Food inflation could surge amid Middle East conflict
Food inflation could reach over 8% by June if disruption to global energy markets persists, it has been revealed.
In a stark warning for the industry, the Institute of Grocery Distribution (IGD) has said in the most severe but short-lived energy shock scenario, food inflation could more than double the current rate of 3.6% and rise to over 8% by the summer.
With UK retail food prices now around 38% higher than pre-covid levels, households are far more exposed to further price spikes.
In its updated inflation forecasts for the UK food and drink sector, IGD said that under this high-impact scenario, the sharp rises would be short-lived but severe, with average food inflation of around 6.4% across 2026, adding over £150 to the average household’s annual grocery bills, intensifying the pressure on family budgets which are already stretched by elevated housing, energy and essential living costs.

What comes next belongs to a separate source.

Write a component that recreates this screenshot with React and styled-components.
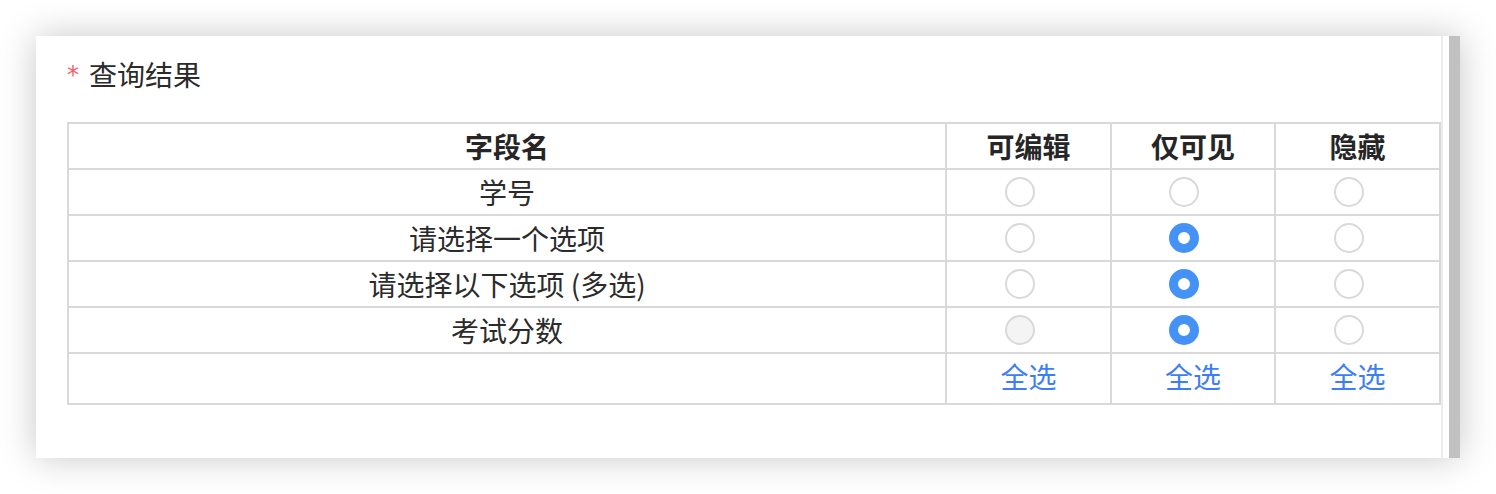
import React from "react";
import styled, { createGlobalStyle } from "styled-components";

const Global = createGlobalStyle`
  html, body { margin: 0; padding: 0; background: #fff; }
  body { font-family: "Noto Sans CJK SC", "Noto Sans", sans-serif; color: #262626; }
`;

const Page = styled.div`
  padding: 36px 36px 0 36px;
  height: 494px;
  box-sizing: border-box;
`;

const Panel = styled.div`
  width: 1424px;
  height: 422px;
  display: flex;
  background: #fff;
  box-shadow: 0 0 34px rgba(0, 0, 0, 0.22);
`;

const Content = styled.div`
  flex: 1;
  min-width: 0;
  padding: 18px 0 0 31px;
  box-sizing: border-box;
`;

const Scrollbar = styled.div`
  width: 19px;
  box-sizing: border-box;
  border-left: 2px solid #ececec;
  padding-left: 6px;
  display: flex;
`;

const Thumb = styled.div`
  flex: 1;
  background: #c1c1c1;
`;

const Title = styled.div`
  display: flex;
  align-items: center;
  height: 40px;
  font-size: 28px;
  color: #2b2b2b;
  margin-bottom: 28px;
`;

const Required = styled.span`
  color: #f2606b;
  font-size: 24px;
  margin-right: 10px;
  font-family: "DejaVu Sans", sans-serif;
  position: relative;
  top: 1px;
`;

const Table = styled.table`
  border-collapse: collapse;
  table-layout: fixed;
  width: 1372px;
  border: 2px solid #d9d9d9;
`;

const Th = styled.th`
  border: 2px solid #d9d9d9;
  height: 44px;
  padding: 0;
  font-size: 28px;
  font-weight: 700;
  color: #262626;
  text-align: center;
  vertical-align: middle;
`;

const Td = styled.td`
  border: 2px solid #d9d9d9;
  height: ${(p) => (p.$tall ? "49px" : "44px")};
  padding: 0;
  font-size: ${(p) => (p.$radio ? "0" : "28px")};
  line-height: ${(p) => (p.$radio ? "0" : "normal")};
  color: #2b2b2b;
  text-align: center;
  vertical-align: middle;
`;

const RadioWrap = styled.span`
  display: inline-flex;
  vertical-align: top;
  margin-right: 18px;
`;

const RadioCircle = styled.span`
  width: 30px;
  height: 30px;
  box-sizing: border-box;
  border-radius: 50%;
  border: ${(p) => (p.$checked ? "9px solid #4592f6" : "2px solid #d9d9d9")};
  background: ${(p) => (p.$checked ? "#fff" : p.$disabled ? "#f4f4f4" : "#fff")};
`;

const Link = styled.a`
  color: #3b7ef6;
  font-size: 28px;
  text-decoration: none;
  cursor: pointer;
  position: relative;
  top: -3px;
`;

const Radio = ({ checked, disabled }) => (
  <RadioWrap>
    <RadioCircle $checked={checked} $disabled={disabled} />
  </RadioWrap>
);

const rows = [
  { name: "学号", value: null },
  { name: "请选择一个选项", value: 1 },
  { name: "请选择以下选项 (多选)", value: 1 },
  { name: "考试分数", value: 1, disabled: [0] },
];

export default function App() {
  return (
    <>
      <Global />
      <Page>
        <Panel>
          <Content>
            <Title>
              <Required>*</Required>
              查询结果
            </Title>
            <Table>
              <colgroup>
                <col style={{ width: 878 }} />
                <col style={{ width: 165 }} />
                <col style={{ width: 164 }} />
                <col style={{ width: 165 }} />
              </colgroup>
              <thead>
                <tr>
                  <Th>字段名</Th>
                  <Th>可编辑</Th>
                  <Th>仅可见</Th>
                  <Th>隐藏</Th>
                </tr>
              </thead>
              <tbody>
                {rows.map((r) => (
                  <tr key={r.name}>
                    <Td>{r.name}</Td>
                    {[0, 1, 2].map((i) => (
                      <Td key={i} $radio>
                        <Radio
                          checked={r.value === i}
                          disabled={r.disabled && r.disabled.includes(i)}
                        />
                      </Td>
                    ))}
                  </tr>
                ))}
                <tr>
                  <Td $tall />
                  <Td $tall><Link>全选</Link></Td>
                  <Td $tall><Link>全选</Link></Td>
                  <Td $tall><Link>全选</Link></Td>
                </tr>
              </tbody>
            </Table>
          </Content>
          <Scrollbar>
            <Thumb />
          </Scrollbar>
        </Panel>
      </Page>
    </>
  );
}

Even in IGD’s baseline scenario mapping which assumes no Middle East conflict, retail food inflation is forecast to average 3.8% in 2026, implying that UK shoppers collectively would still need to find close to £10 billion more to buy the same basket of food.
The new forecasts take into account the ongoing conflict in the Middle East, a key energy-producing region. The disruption is expected to impact food production directly, due to the energy-intensive nature of the supply chain, where oil and gas play critical roles at every stage.
Indeed, there have been warnings also from the Ulster Farmers’ Union, with Deputy President John McLenaghan stating that fertiliser prices have been skyrocketing.
“It’s not just price actually, it’s about availability,” he told BBC News NI. “You just can’t get it, it’s as simple as that.”
With nitrogen-based fertilisers a critical part of farming today, globally food production would be reduced by half without it.
As Chief Economist at IGD, James Walton explained, even in the best-case scenario, the conflict in the Middle East is likely to prolong the timeline for recovery from the cost-of-living crisis.
“Persistently high food prices continue to fuel concern over excess profits, based on the assumption that higher prices must mean higher profits for food businesses,” said James.
“Our Food Pound analysis shows that the evidence points in the opposite direction: margins for basic food and drink remain exceptionally thin, and in many cases have fallen in recent years. When margins are this tight, businesses have limited capacity to absorb global shocks, invest in resilience or protect supply. Over time, that increases the risk of weaker availability and greater price volatility.
“The most sensible route to moderating food inflation is not cost absorption, but improving productivity, resilience and availability. This includes investment in domestic production, supply-chain efficiency and policy approaches that avoid adding unnecessary cost and volatility to the system.”